* Task directions *
Locate each line holding the string "that" and copy it.

BEGIN Input rows

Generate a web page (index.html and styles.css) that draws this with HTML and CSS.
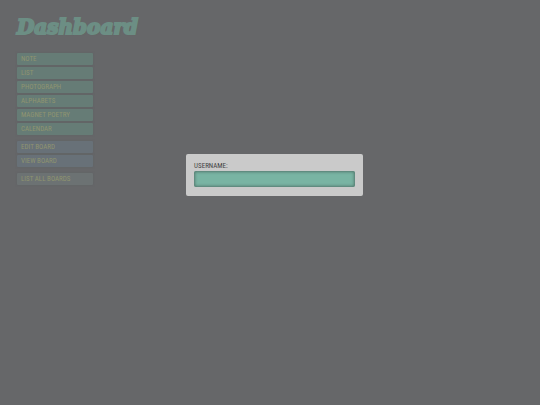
FILE: index.html
```
<!DOCTYPE html>
<html lang="en">

<head>
    <meta charset="UTF-8">
    <meta name="viewport" content="width=device-width, initial-scale=1.0">
    <title>Dashboard</title>
    <link rel="stylesheet" href="styles.css">
</head>

<body>
    <h1>Dashboard</h1>
    <nav class="menu">
        <div class="menu-group">
            <button type="button">Note</button>
            <button type="button">List</button>
            <button type="button">Photograph</button>
            <button type="button">Alphabets</button>
            <button type="button">Magnet Poetry</button>
            <button type="button">Calendar</button>
        </div>
        <div class="menu-group board">
            <button type="button">Edit Board</button>
            <button type="button">View Board</button>
        </div>
        <div class="menu-group all">
            <button type="button">List All Boards</button>
        </div>
    </nav>
    <!-- login popup -->
    <div class="overlay">
        <form class="login">
            <label for="username">Username:</label>
            <input type="text" name="username" id="username">
        </form>
    </div>
</body>

</html>
```
FILE: styles.css
```
* {
    box-sizing: border-box;
}

body {
    margin: 0;
    padding: 13px 17px;
    min-height: 100vh;
    background-color: #666769;
    font-family: "Liberation Sans Narrow", "Roboto Condensed", "Open Sans Condensed", "Roboto", sans-serif;
}

h1 {
    margin: 0 0 12px;
    font-family: "DejaVu Serif", serif;
    font-size: 20px;
    line-height: 28px;
    font-weight: bold;
    font-style: italic;
    color: #6c8e84;
    -webkit-text-stroke: 2px #6c8e84;
    text-shadow: 1px 1px 1px #5e6463;
}

.menu {
    display: flex;
    flex-direction: column;
    gap: 6px;
    width: 76px;
}

.menu-group {
    display: flex;
    flex-direction: column;
    gap: 2px;
}

button {
    height: 12px;
    padding: 0 4px;
    border: none;
    border-radius: 1px;
    background-color: #667c76;
    box-shadow: 0 0 2px #5e6264;
    color: #8f9470;
    font-family: inherit;
    font-size: 7px;
    line-height: 12px;
    text-align: left;
    text-transform: uppercase;
    white-space: nowrap;
}

.board button {
    background-color: #687178;
}

.all button {
    background-color: #6c7273;
}

.overlay {
    position: fixed;
    inset: 0;
    display: flex;
    justify-content: center;
    align-items: center;
    padding: 0 0 55px 9px;
}

.login {
    display: flex;
    flex-direction: column;
    width: 33.3%;
    padding: 8px 8px 9px;
    border-radius: 2px;
    background-color: #cacaca;
}

label {
    color: #444;
    font-size: 7px;
    line-height: 9px;
    text-transform: uppercase;
}

input {
    width: 100%;
    height: 16px;
    padding: 0 4px;
    border: none;
    border-radius: 2px;
    outline: none;
    background-color: #79b4a3;
    box-shadow: inset 0 0 3px 1px #53786e;
    font-family: inherit;
    font-size: 8px;
}
```
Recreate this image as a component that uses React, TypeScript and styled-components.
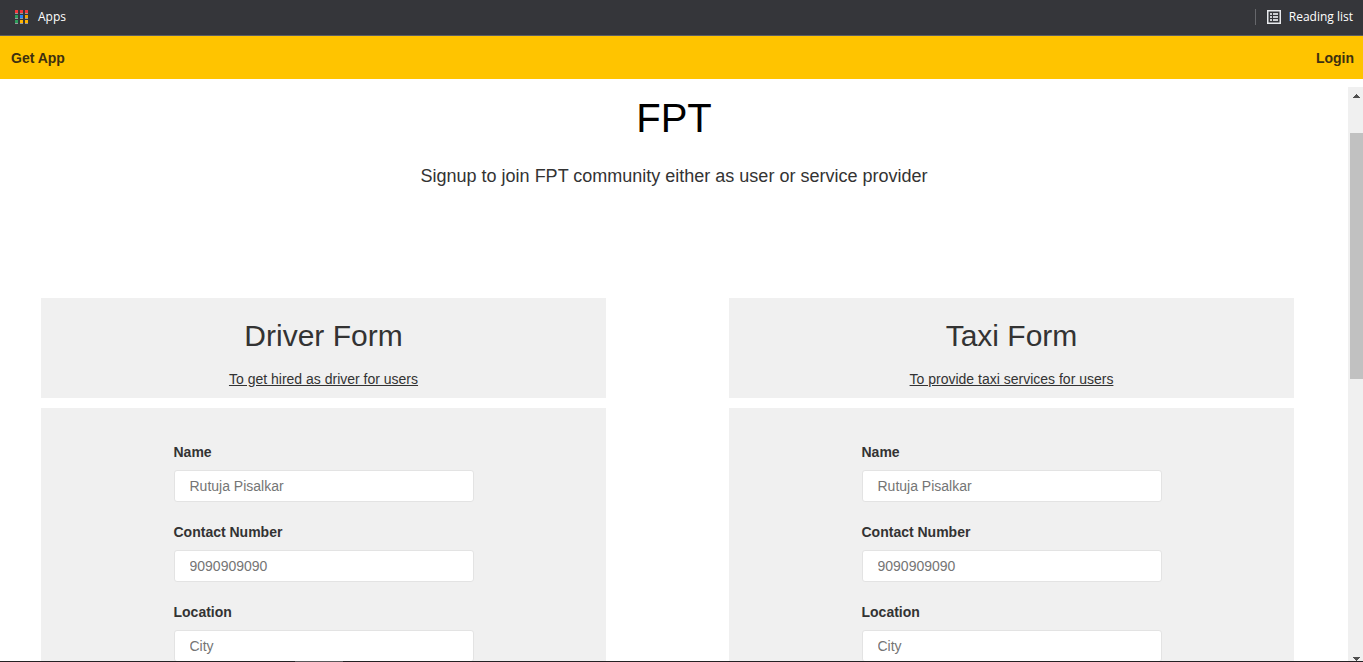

END Input rows

* Result of this task *
Generate a web page (index.html and styles.css) that draws this with HTML and CSS.
Recreate this image as a component that uses React, TypeScript and styled-components.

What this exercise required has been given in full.